The exhibition space has been overtaken in Orwellian fashion by cameras, motion sensors, and tracking systems that record every activity. But the artist uses this technology not to control, but to connect. One example of this is the installation “Pulse Room” (2006), in which hundreds of light bulbs flicker to the heartbeats of participants holding a pulse sensor. The participant’s digital traces linger long after they absent themselves from the installation. — Naomi Rea

Natalie Czech A Critic’s Bouquet by Hili Perlson for Berlinde de Bruyckere, 2015. Courtesy of Capitain Petzel, Berlin and Kadel Willborn, Düsseldorf.

8. Natalie Czech, “One can’t have it both ways and both ways is the only way I want it” at CRAC Alsace
Curated by Elfi Turpin, and packed with meticulous inter-textual references, Natalie Czech’s latest exhibition is not one for the unread. The exhibition brings together works from different series, among which are Critic‘s Bouquet (2015), Poems by Repetition (2013-2014), and Il pleut by Guillaume Apollinaire (2012-2014). It emphasizes issues encountered by Czech during her research on the deconstruction of relations between language and image, signifier and signified, and writing and photography.

There’s even a free shuttle from Art Basel to the opening garden party on June 16. It leaves Isteinerstrasse at 7 pm and returns to Basel at 10:30 pm. — Naomi Rea

9. Swiss Art Awards at Hall 4 Messe Basel
While in Basel, be sure to check out the specific presentations from the 47 participants selected by the Federal Art Committee to participate in the second round of the Swiss Art Awards 2016, to discover emerging Swiss artists.
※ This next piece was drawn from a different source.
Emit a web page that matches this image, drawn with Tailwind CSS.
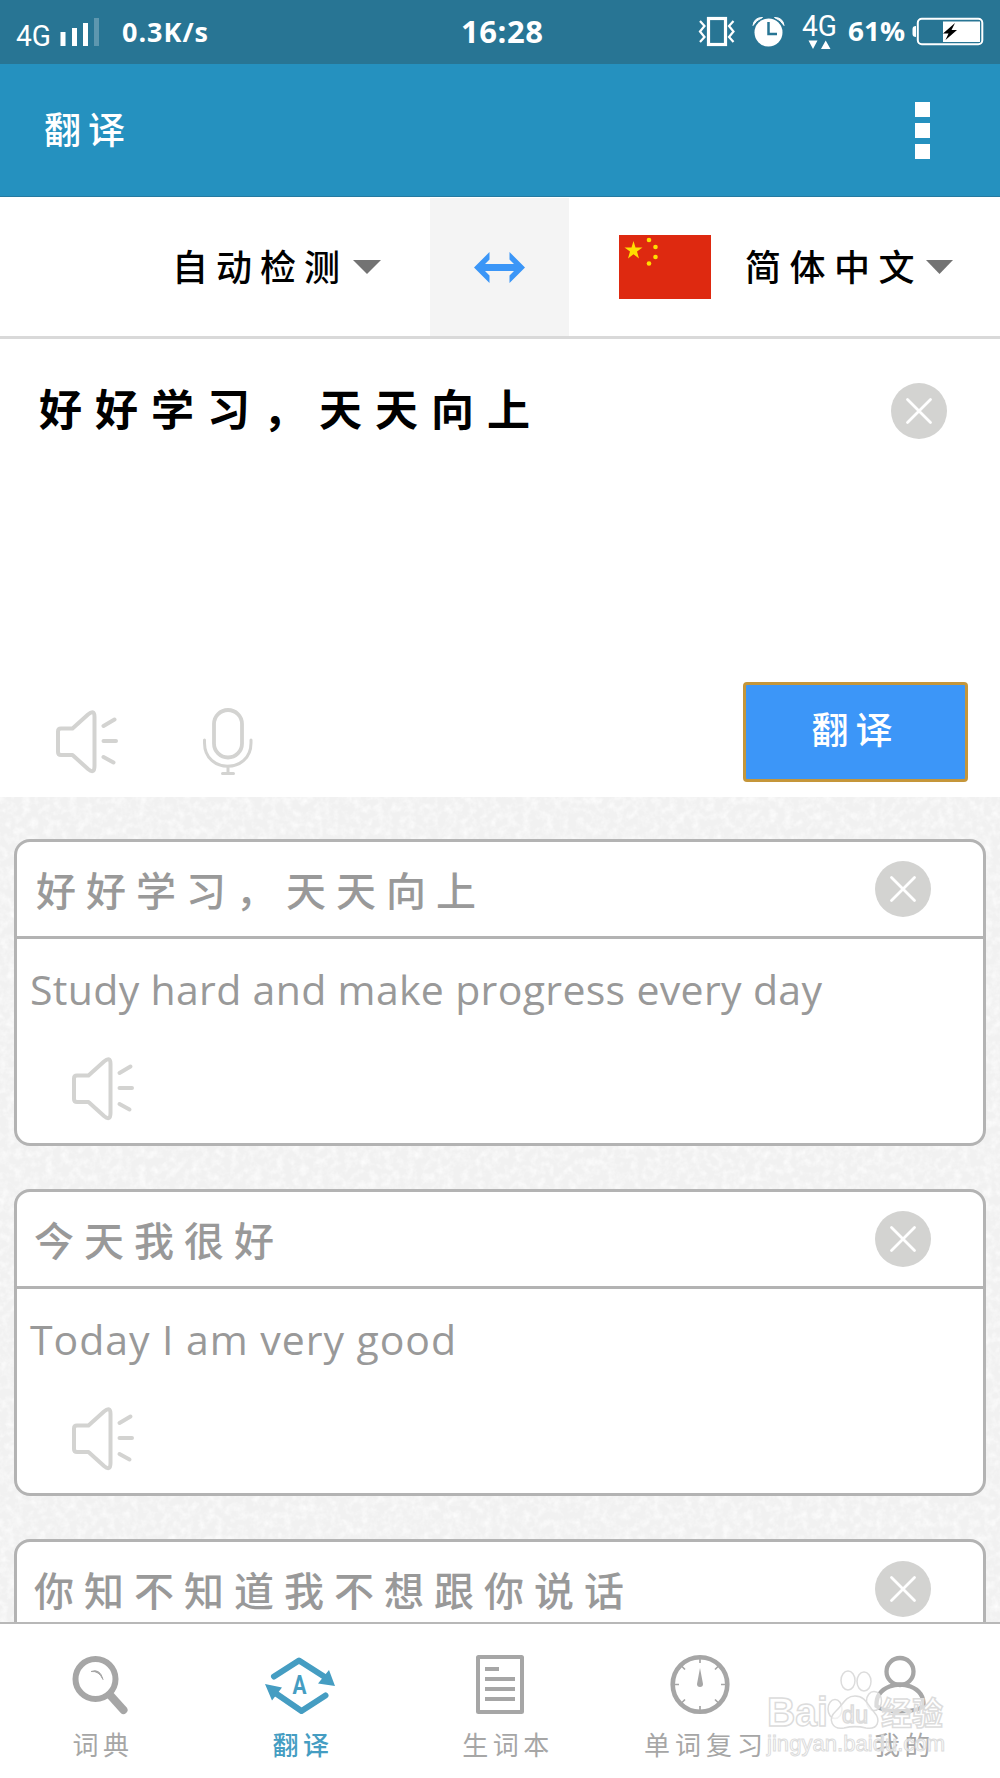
<!DOCTYPE html>
<html lang="zh-CN">
<head>
  <meta charset="utf-8" />
  <meta name="viewport" content="width=device-width, initial-scale=1" />
  <title>翻译</title>
  <script src="https://cdn.jsdelivr.net/npm/@tailwindcss/browser@4"></script>
  <style>
    body {
      font-family: "Open Sans", "Noto Sans CJK SC", sans-serif;
    }
    .kai {
      font-family: "Kaiti SC", STKaiti, KaiTi, "Noto Sans CJK SC", sans-serif;
    }
  </style>
</head>
<body class="relative w-[1000px] h-[1778px] overflow-hidden flex flex-col bg-white">
  <!-- Shared icons -->
  <svg class="hidden">
    <symbol id="icon-close" viewBox="0 0 56 56">
      <circle cx="28" cy="28" r="28" fill="#d3d3d1" />
      <path d="M16.500 16.500L39.500 39.500M39.500 16.500L16.500 39.500" stroke="#fff" stroke-width="2.800" stroke-linecap="round" />
    </symbol>
    <symbol id="icon-speaker" viewBox="0 0 64 64">
      <g fill="none" stroke="#d3d3d1" stroke-width="4" stroke-linecap="round" stroke-linejoin="round">
        <path d="M6 18.500H17.500L33 4.500Q39.500 -1 39.500 7V56Q39.500 64.500 33 59L17.500 45H6Q3 45 3 42V21.500Q3 18.500 6 18.500Z" />
        <path d="M48.500 16L59.500 9.500M48.500 31H61M48.500 47L58.500 52.500" />
      </g>
    </symbol>
  </svg>

  <!-- Status bar -->
  <div class="relative h-16 shrink-0 bg-[#287594] text-white">
    <svg class="block" width="1000" height="64" viewBox="0 0 1000 64" fill="#fff">
      <text x="16" y="46" font-family="Roboto" font-size="29" textLength="35" lengthAdjust="spacingAndGlyphs">4G</text>
      <rect x="60.500" y="32" width="5" height="14" />
      <rect x="72" y="28" width="5" height="18" />
      <rect x="83" y="23" width="5" height="23" />
      <rect x="94" y="18" width="5" height="28" fill-opacity=".25" />
      <text x="122" y="41.500" font-family="Open Sans" font-weight="700" font-size="27" textLength="86">0.3K/s</text>
      <text x="461" y="43" font-family="Open Sans" font-weight="700" font-size="31" textLength="82">16:28</text>
      <!-- vibrate -->
      <g fill="none" stroke="#fff">
        <rect x="708.500" y="18.500" width="17" height="26" stroke-width="3.200" />
        <path d="M700 21L704.500 26L700 31.500L704.500 37L700 42M733.500 21L729 26L733.500 31.500L729 37L733.500 42" stroke-width="2.200" />
      </g>
      <!-- alarm -->
      <circle cx="768.500" cy="32.500" r="14" />
      <path d="M753 25.500Q754 17.500 762.500 17.500Q756 20 753 25.500ZM784 25.500Q783 17.500 774.500 17.500Q781 20 784 25.500Z" stroke="#fff" />
      <path d="M768.500 22V34H777" fill="none" stroke="#287594" stroke-width="2.500" />
      <text x="802" y="36" font-family="Roboto" font-size="29" textLength="35" lengthAdjust="spacingAndGlyphs">4G</text>
      <path d="M808.500 40.500H817.500L813 49ZM821 49H830.500L825.700 40.500Z" />
      <text x="848" y="41" font-family="Open Sans" font-weight="700" font-size="27" textLength="57" lengthAdjust="spacingAndGlyphs">61%</text>
      <!-- battery -->
      <path d="M916 26Q912.500 26 912.500 29V34Q912.500 37 916 37Z" />
      <rect x="917.800" y="18.800" width="64.500" height="25.500" rx="4" fill="none" stroke="#fff" stroke-width="2" />
      <rect x="943" y="21.500" width="37" height="20.500" />
      <path d="M955 23L943 33.500H948.500L945.500 40L957 30H951.500Z" fill="#000" />
    </svg>
  </div>

  <!-- App bar -->
  <header class="h-[133px] shrink-0 bg-[#2591bf] border-b border-[#257aa0] flex items-center justify-between pl-[44px] pr-[70px]">
    <h1 class="kai pb-1 text-white text-[37px] leading-none font-medium tracking-[7px]">翻译</h1>
    <div class="flex flex-col gap-1.5">
      <span class="w-[15px] h-[15px] bg-white"></span>
      <span class="w-[15px] h-[15px] bg-white"></span>
      <span class="w-[15px] h-[15px] bg-white"></span>
    </div>
  </header>

  <!-- Language picker -->
  <section class="h-[142px] shrink-0 flex border-b-3 border-[#d9d9d9]">
    <div class="w-[430px] flex items-center justify-end pr-[49px]">
      <span class="kai pb-1 text-[36px] leading-none font-medium tracking-[8px] text-black">自动检测</span>
      <svg class="ml-[5px]" width="28" height="14" viewBox="0 0 28 14"><path d="M0 0H28L14 14Z" fill="#737373" /></svg>
    </div>
    <div class="w-[139px] bg-[#f4f4f4] mt-px flex items-center justify-center">
      <svg width="51" height="31" viewBox="0 0 51 31" fill="#3b96f7"><path d="M0 15.500L15.500 0V7.500L11 12H40L35.500 7.500V0L51 15.500L35.500 31V23.500L40 19H11L15.500 23.500V31Z" /></svg>
    </div>
    <div class="flex-1 flex items-center pl-[50px]">
      <svg class="mt-px" width="92" height="64" viewBox="0 0 92 64">
        <rect width="92" height="64" fill="#de2910" />
        <g fill="#ffde00">
          <path d="M14.500 6L16.500 12.500H23.500L18 16.500L20 23.500L14.500 19.200L9 23.500L11 16.500L5.500 12.500H12.500Z" />
          <circle cx="30" cy="5" r="2.300" />
          <circle cx="36.500" cy="12" r="2.300" />
          <circle cx="36.500" cy="22" r="2.300" />
          <circle cx="30" cy="28.500" r="2.300" />
        </g>
      </svg>
      <span class="kai pb-1 ml-[34px] text-[36px] leading-none font-medium tracking-[8.500px] text-black">简体中文</span>
      <svg class="ml-[3px]" width="27" height="14" viewBox="0 0 27 14"><path d="M0 0H27L13.500 14Z" fill="#737373" /></svg>
    </div>
  </section>

  <!-- Input -->
  <section class="h-[458px] shrink-0 flex flex-col justify-between pl-[38px] pr-8 pb-[15px]">
    <div class="flex justify-between pt-[44px] pr-[21px]">
      <p class="kai pt-0.5 pl-px text-[43px] leading-[44px] font-bold tracking-[13px] text-black">好好学习，天天向上</p>
      <svg width="56" height="56"><use href="#icon-close" /></svg>
    </div>
    <div class="flex items-center">
      <svg class="ml-[17px] mt-[20px]" width="64" height="64"><use href="#icon-speaker" /></svg>
      <svg class="ml-[83px] mt-[20px]" width="51" height="68" viewBox="0 0 51 68" fill="none" stroke="#d3d3d1" stroke-width="3.800" stroke-linecap="round">
        <rect x="12" y="2" width="28" height="47.500" rx="14" />
        <path d="M2.500 32V35C2.500 66 49 66 49 35V32M26 58V65M20.500 65.500H31.500" stroke-width="3" />
      </svg>
      <button class="kai ml-auto w-[225px] h-[100px] rounded-[4px] border-3 border-[#c5963a] bg-[#3c96f8] text-white text-[37px] leading-none font-medium tracking-[7px] pb-2">翻译</button>
    </div>
  </section>

  <!-- History -->
  <main class="relative flex-1 overflow-hidden bg-[#f1f1f1]">
    <!-- paper grain -->
    <svg class="absolute inset-0 w-full h-full">
      <filter id="grain">
        <feTurbulence type="fractalNoise" baseFrequency=".13" numOctaves="3" seed="4" />
        <feColorMatrix values="0 0 0 0 1  0 0 0 0 1  0 0 0 0 1  1.600 0 0 0 -.65" />
      </filter>
      <rect width="100%" height="100%" filter="url(#grain)" />
    </svg>
    <div class="relative flex flex-col gap-[43px] px-3.5 pt-[42px]">
      <article class="h-[307px] shrink-0 bg-white border-3 border-[#b3b3b3] rounded-[16px]">
        <div class="h-[97px] flex items-center justify-between pl-[19px] pr-[52px] border-b-3 border-[#b3b3b3]">
          <h2 class="kai text-[40px] leading-none font-medium tracking-[10px] text-[#999]">好好学习，天天向上</h2>
          <svg width="56" height="56"><use href="#icon-close" /></svg>
        </div>
        <svg class="block" width="900" height="110" viewBox="0 0 900 110">
          <text x="13" y="66" font-size="41" textLength="792" fill="#999">Study hard and make progress every day</text>
        </svg>
        <svg class="ml-[54px] mt-2" width="64" height="64"><use href="#icon-speaker" /></svg>
      </article>
      <article class="h-[307px] shrink-0 bg-white border-3 border-[#b3b3b3] rounded-[16px]">
        <div class="h-[97px] flex items-center justify-between pl-[17px] pr-[52px] border-b-3 border-[#b3b3b3]">
          <h2 class="kai text-[40px] leading-none font-medium tracking-[10px] text-[#999]">今天我很好</h2>
          <svg width="56" height="56"><use href="#icon-close" /></svg>
        </div>
        <svg class="block" width="900" height="110" viewBox="0 0 900 110">
          <text x="13" y="66" font-size="41" textLength="426" fill="#999">Today I am very good</text>
        </svg>
        <svg class="ml-[54px] mt-2" width="64" height="64"><use href="#icon-speaker" /></svg>
      </article>
      <article class="h-[307px] shrink-0 bg-white border-3 border-[#b3b3b3] rounded-[16px]">
        <div class="h-[97px] flex items-center justify-between pl-[17px] pr-[52px] border-b-3 border-[#b3b3b3]">
          <h2 class="kai text-[40px] leading-none font-medium tracking-[10px] text-[#999]">你知不知道我不想跟你说话</h2>
          <svg width="56" height="56"><use href="#icon-close" /></svg>
        </div>
      </article>
    </div>
  </main>

  <!-- Tab bar -->
  <nav class="h-[156px] shrink-0 grid grid-cols-5 border-t-2 border-[#b8b8b8] bg-white text-[#a6a6a6] kai text-[26px] leading-none tracking-[4.500px]">
    <a href="#" class="flex flex-col items-center pt-[30px]">
      <svg width="60" height="62" viewBox="0 0 60 62" fill="none" stroke="currentColor">
        <circle cx="25.500" cy="25" r="20" stroke-width="6" />
        <path d="M40 41L53.500 56" stroke-width="8" stroke-linecap="round" />
        <path d="M21 17.500Q30 14 33 25.500Q29 16.500 21 17.500Z" stroke-width="1" fill="currentColor" />
      </svg>
      <span class="mt-[15px] ml-[6px]">词典</span>
    </a>
    <a href="#" class="flex flex-col items-center pt-[30px] text-[#459dc2]">
      <svg width="72" height="62" viewBox="0 0 72 62" fill="none" stroke="currentColor" stroke-width="6">
        <path d="M10 22.500L35 6.500L60 22.500M61.500 41.500L37.500 57L12 39.500" stroke-linecap="round" stroke-linejoin="round" />
        <path d="M65 16L71 32L54 29.500ZM1 30L18 33.500L8 46.500Z" fill="currentColor" stroke="none" />
        <text x="35.500" y="40" text-anchor="middle" font-family="Roboto" font-size="25" font-weight="700" letter-spacing="0" fill="currentColor" stroke="none" textLength="14" lengthAdjust="spacingAndGlyphs">A</text>
      </svg>
      <span class="mt-[15px] ml-[6px] font-medium">翻译</span>
    </a>
    <a href="#" class="flex flex-col items-center pt-[30px]">
      <svg width="60" height="62" viewBox="0 0 60 62" fill="none" stroke="currentColor" stroke-width="4">
        <rect x="8" y="3" width="44" height="55" rx=".5" />
        <path d="M15 15H29M15 25H45M15 35H45M15 45H45" stroke-width="3.800" />
      </svg>
      <span class="mt-[15px] ml-[16px]">生词本</span>
    </a>
    <a href="#" class="flex flex-col items-center pt-[30px]">
      <svg width="60" height="62" viewBox="0 0 60 62" fill="none" stroke="currentColor">
        <circle cx="30" cy="30.500" r="27.300" stroke-width="4.600" />
        <path d="M30 5V9M30 52V56M4.500 30.500H9M51 30.500H55.500M11.500 12L15 15.500M45 45.500L48.500 49M48.500 12L45 15.500M15 45.500L11.500 49" stroke-width="1.700" />
        <path d="M30 14L33 30A3 3 0 1 1 27 30Z" fill="currentColor" stroke="none" />
      </svg>
      <span class="mt-[15px] ml-[12px] tracking-[5px] whitespace-nowrap">单词复习</span>
    </a>
    <a href="#" class="flex flex-col items-center pt-[30px]">
      <svg width="60" height="62" viewBox="0 0 60 62" fill="none" stroke="currentColor" stroke-width="4.300">
        <circle cx="30" cy="17.500" r="13.500" />
        <path d="M19.500 32.500C10.500 36 6 43 6.500 52C14 59 46 59 53.500 52C54 43 49.500 36 40.500 32.500C34 30 26 30 19.500 32.500Z" />
      </svg>
      <span class="mt-[15px] ml-[9px]">我的</span>
    </a>
  </nav>

  <!-- Watermark -->
  <svg class="absolute left-[760px] top-[1665px]" width="200" height="105" viewBox="0 0 200 105" fill="#fff" fill-opacity=".6" stroke="#dcdcdc" stroke-width="1.500">
    <text x="7" y="61" font-family="Liberation Sans" font-weight="700" font-size="41" textLength="61" lengthAdjust="spacingAndGlyphs">Bai</text>
    <ellipse cx="75" cy="44" rx="7" ry="9.500" />
    <ellipse cx="88" cy="15.500" rx="7" ry="9.500" />
    <ellipse cx="104" cy="16.500" rx="7" ry="9.500" />
    <ellipse cx="114" cy="36" rx="7.500" ry="9.500" />
    <path d="M95 31C106 31 108 41 114 47C122 56 117 65 106 63C98 61 92 61 84 63C72 65 67 54 76 46C83 40 85 31 95 31Z" />
    <text x="82" y="58" font-family="Liberation Sans" font-size="23" textLength="26">du</text>
    <text x="121" y="60" font-family="Noto Sans CJK SC" font-weight="700" font-size="32" textLength="62" lengthAdjust="spacingAndGlyphs">经验</text>
    <text x="7" y="86" font-family="Liberation Sans" font-size="22" stroke-width="1" textLength="178">jingyan.baidu.com</text>
  </svg>
</body>
</html>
Past participants include artists such as Yves Scherer, or Claudia Comte, who are now represented by important galleries.

The work contestants have produced for this exhibition will be the basis for the jury decisions and selection of the winners. The laureates will be named on June 13, together with the recipients of the Prix Meret Oppenheim 2016. — Naomi Rea

Owen Piper & Lili Reynaud-Dewar. Photo: S.A.L.T.S. Facebook.

10.  Owen Piper and Lili Reynaud-Dewar at SALTS
You might already be familiar with Piper’s prolific oeuvre of paintings that take inspiration from his environment, and Reynaud-Dewar is well-known for her challenges to the conventions of art institutions by dancing around them naked.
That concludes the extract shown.